Why Employment Problems Aren't Going Away
Suppose you had a business that would improve revenues by $ 60,000 per year if only you could add one additional employee. Should you add that employee?
That depends upon what the employee costs. It does not depend upon what you pay that employee. Is there a disconnect here?
Yes. What an employee costs in modern America is a far, far greater number that what an employer might pay that employee.
If you hire an employee these days, the costs, beyond salary, are enormous. In some states these extra costs can make the overall costs nearly double the wage or salary that the employee is paid (before tax). Why?
You can begin with social security taxes, medicare taxes and workmen's compensation. If the company offers a health care insurance plan, you can add that in. Under ObamaCare, you must add something in for health care insurance.
What about complying with various federal rules? OSHA? Disability Laws?
What about potential lawsuits for "protected" employees? If you hire females, minorities or anyone over the age of 50, you must reserve or insure against lawsuits (regardless of whether you are likely to win or lose such lawsuits). Just defending yourself is expensive. Often the litigation involves activities that take place between employees away from work and during non-work hours. That is how absurd the "protections" are for employees. But, the point is, they are costly to the employer.

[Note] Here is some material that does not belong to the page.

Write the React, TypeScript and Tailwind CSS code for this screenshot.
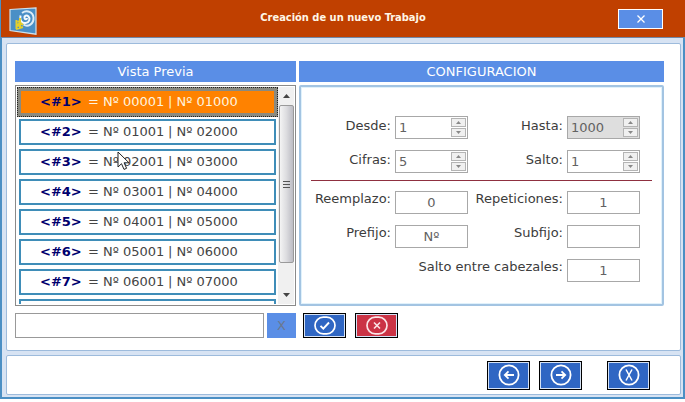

Imagine that the employee who can help you increase your revenues by $ 60,000 per year requires a salary of $ 45,000 per year. Whether you hire that employee will depend upon all of these other costs that whittle away the $ 15,000 margin of profit. If your business is located in California or New York, the "extra costs" typically exceed $ 25,000 per employee. At $ 25,000 in extra costs, the total costs to an employer become $ 70,000.

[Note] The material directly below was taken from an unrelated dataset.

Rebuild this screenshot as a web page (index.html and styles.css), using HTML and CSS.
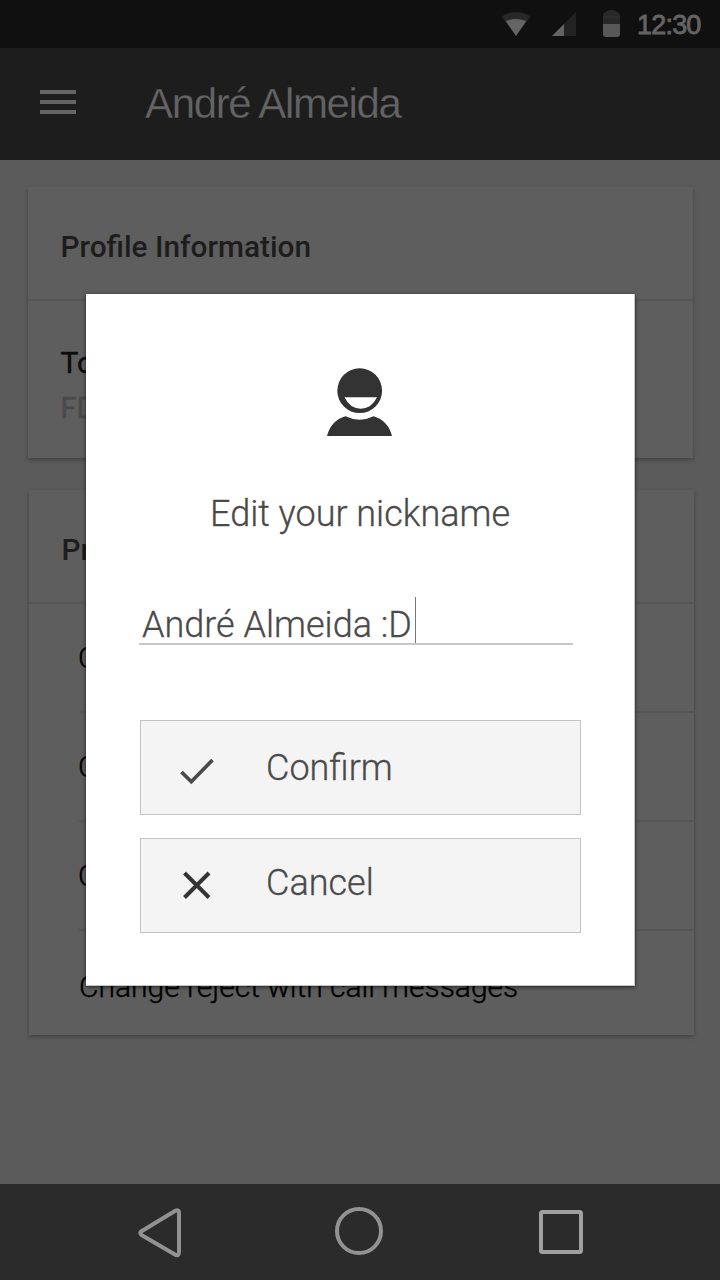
FILE: index.html
```html
<!DOCTYPE html>
<html lang="en">
<head>
<meta charset="utf-8">
<title>André Almeida</title>
<link rel="stylesheet" href="styles.css">
</head>
<body>
<div class="screen">
  <div class="statusbar">
    <svg class="status-icons" width="144" height="48" viewBox="0 0 144 48">
      <path d="M1.500 16.500Q16 7.500 30.500 16.500L16 36Z" fill="#282828"/>
      <path d="M5.800 21Q16 17 26.200 21L16 36Z" fill="#646464"/>
      <path d="M76 12V36H52Z" fill="#232323"/>
      <path d="M64 24V36H52Z" fill="#646464"/>
      <path d="M103 24V15.500Q103 12.500 106 12Q107 10 111.500 10Q116 10 117 12Q120 12.500 120 15.500V24Z" fill="#282828"/>
      <path d="M103 24H120V34Q120 37 117 37H106Q103 37 103 34Z" fill="#585858"/>
      <path d="M103 17H120" stroke="#303030"/>
    </svg>
    <span class="clock">12:30</span>
  </div>
  <header class="appbar">
    <div class="menu"><i></i><i></i><i></i></div>
    <h1 class="name">André Almeida</h1>
  </header>
  <main class="content">
    <section class="card">
      <h2 class="card-title">Profile Information</h2>
      <div class="info">
        <div class="info-main">To</div>
        <div class="info-sub">FD</div>
      </div>
    </section>
    <section class="card card-prefs">
      <h2 class="card-title">Pr</h2>
      <div class="row">C</div>
      <div class="row">C</div>
      <div class="row">C</div>
      <div class="row row-last">Change reject with call messages</div>
    </section>
  </main>
  <nav class="navbar">
    <svg width="720" height="96" viewBox="0 0 720 96" fill="none" stroke="#929292" stroke-width="4">
      <path d="M141.500 47.200L174.500 27.200Q179 24.700 179 29V67.500Q179 73 174.500 70.300L141.500 51Q139 49 141.500 47.200Z" stroke-linejoin="round"/>
      <circle cx="359" cy="47" r="22"/>
      <rect x="541" y="28" width="40" height="40" rx="1.500" stroke="#a0a0a0"/>
    </svg>
  </nav>
  <div class="dialog">
    <svg class="avatar" width="66" height="68" viewBox="0 0 66 68">
      <circle cx="32.700" cy="22.700" r="22.400" fill="#333"/>
      <path d="M17.500 29.300H50Q44.500 40.700 33.700 40.700Q23 40.700 17.500 29.300Z" fill="#fff"/>
      <path d="M0 68Q4 52.500 18.500 48.300Q32.700 55.200 46.500 48.300Q61 52.500 65 68Z" fill="#333"/>
    </svg>
    <div class="dialog-title">Edit your nickname</div>
    <div class="field"><span class="value">André Almeida :D</span><span class="caret"></span></div>
    <div class="button">
      <svg class="button-icon" width="34" height="28" viewBox="0 0 34 28"><path d="M1.500 14L11.300 23.700L32.500 2" fill="none" stroke="#4a4a4a" stroke-width="3.700"/></svg>
      <span>Confirm</span>
    </div>
    <div class="button button-cancel">
      <svg class="button-icon" width="34" height="28" viewBox="0 0 34 28"><path d="M4.500 2L29 26.500M29 2L4.500 26.500" fill="none" stroke="#333" stroke-width="3.900"/></svg>
      <span>Cancel</span>
    </div>
  </div>
</div>
</body>
</html>
```

FILE: styles.css
```css
* { box-sizing: border-box; }
body { margin: 0; font-family: Roboto, sans-serif; }
h1, h2 { margin: 0; font-weight: 400; }
svg { display: block; flex: none; }
.screen {
  position: relative;
  width: 720px;
  height: 1280px;
  overflow: hidden;
  display: flex;
  flex-direction: column;
  background: #5b5b5b;
}
.statusbar {
  height: 48px;
  display: flex;
  padding-left: 500px;
  background: #101010;
}
.clock {
  margin-left: -7px;
  font: 400 27px/50px "Liberation Sans", sans-serif;
  letter-spacing: -0.8px;
  color: #646464;
  -webkit-text-stroke: 0.8px #646464;
}
.appbar {
  height: 112px;
  display: flex;
  align-items: center;
  padding: 0 40px;
  background: #1d1d1d;
}
.menu {
  width: 36px;
  display: grid;
  gap: 6px;
  margin: -4px 69px 0 0;
}
.menu i { height: 4px; background: #646464; }
.name {
  font: 400 42px/48px "Liberation Sans", sans-serif;
  letter-spacing: -1.35px;
  color: #646464;
  -webkit-text-stroke: 0.3px #1d1d1d;
}
.content { flex: 1; padding: 27px 28px 0; }
.card {
  width: 664.5px;
  height: 270.5px;
  background: #5e5e5e;
  box-shadow: 0 2px 4px rgba(0, 0, 0, 0.28);
}
.card-prefs { height: 545px; margin: 32.5px 0 0 1px; }
.card-title {
  height: 114px;
  padding: 40px 32.5px 0;
  border-bottom: 2px solid #565656;
  font-weight: 500;
  font-size: 29.8px;
  line-height: 40px;
  color: #1d1d1d;
}
.info { padding: 42px 32.5px 0; }
.info-main {
  font-size: 30px;
  line-height: 40px;
  color: #0c0c0c;
  -webkit-text-stroke: 0.4px #0c0c0c;
}
.info-sub {
  margin-top: 5px;
  font-size: 29px;
  line-height: 40px;
  color: #4b4949;
  -webkit-text-stroke: 0.4px #4b4949;
}
.row {
  height: 109px;
  margin-left: 50px;
  padding-top: 34px;
  border-bottom: 2px solid #565656;
  font-size: 30px;
  font-weight: 300;
  line-height: 40px;
  color: #000;
  -webkit-text-stroke: 0.4px #000;
}
.row:not(.row-last) { text-indent: -1px; }
.row-last { height: 104px; padding-top: 36px; border: 0; }
.navbar { height: 96px; background: #2b2b2b; }
.dialog {
  position: absolute;
  left: 86px;
  top: 294px;
  width: 549px;
  height: 692px;
  padding: 74px 54px 0;
  border: solid #c4c6c6;
  border-width: 0 1px 1px 0;
  background: #fff;
  box-shadow: 0 1px 4px rgba(0, 0, 0, 0.65);
  color: #4a4a4a;
  font-size: 36px;
  font-weight: 300;
  line-height: 50px;
  -webkit-text-stroke: 0.3px #4a4a4a;
}
.avatar { margin-left: 187px; }
.dialog-title { height: 48px; margin: 53px 0 0 70px; white-space: nowrap; }
.field {
  width: 434px;
  height: 48px;
  margin: 60px 0 75px -1px;
  padding-left: 3px;
  border-bottom: 2px solid #c7c7c7;
  display: flex;
}
.value { width: 273px; line-height: 56px; white-space: nowrap; }
.caret { width: 1px; background: #777; }
.button {
  width: 441px;
  height: 95px;
  margin-bottom: 23px;
  padding: 22px 0 0 38px;
  display: flex;
  border: 1px solid #c4c4c4;
  background: #f4f4f4;
}
.button-icon { margin: 15px 52px 0 1px; }
.button-cancel { padding-top: 19px; }
.button-cancel .button-icon { margin-top: 13px; }
```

Would you pay $ 70,000 to add an employee that could increase your revenues by $ 60,000?
It's worth noting that the "extra costs" are relatively less for highly paid and highly skilled employees, which explains what so many high income Americans don't care if low income employees are priced out of the market by these extra costs. Greenwich, Connecticut votes left. For good reason, Practically no one who resides in Greenwich is priced out of the labor market by these "extra costs."
The losers in this story are the lower skilled employees, the minorities, the single moms and older workers. These policies that encourage lawsuits and saddle employers with health care costs, retirement costs, unemployment costs and the like dramatically reduce the employment prospects of "protected" employees.
No wonder employment is growing at the slowest rate in American history during a period of economic recovery. Don't expect things to get much better. This is a micro problem, not a macro problem.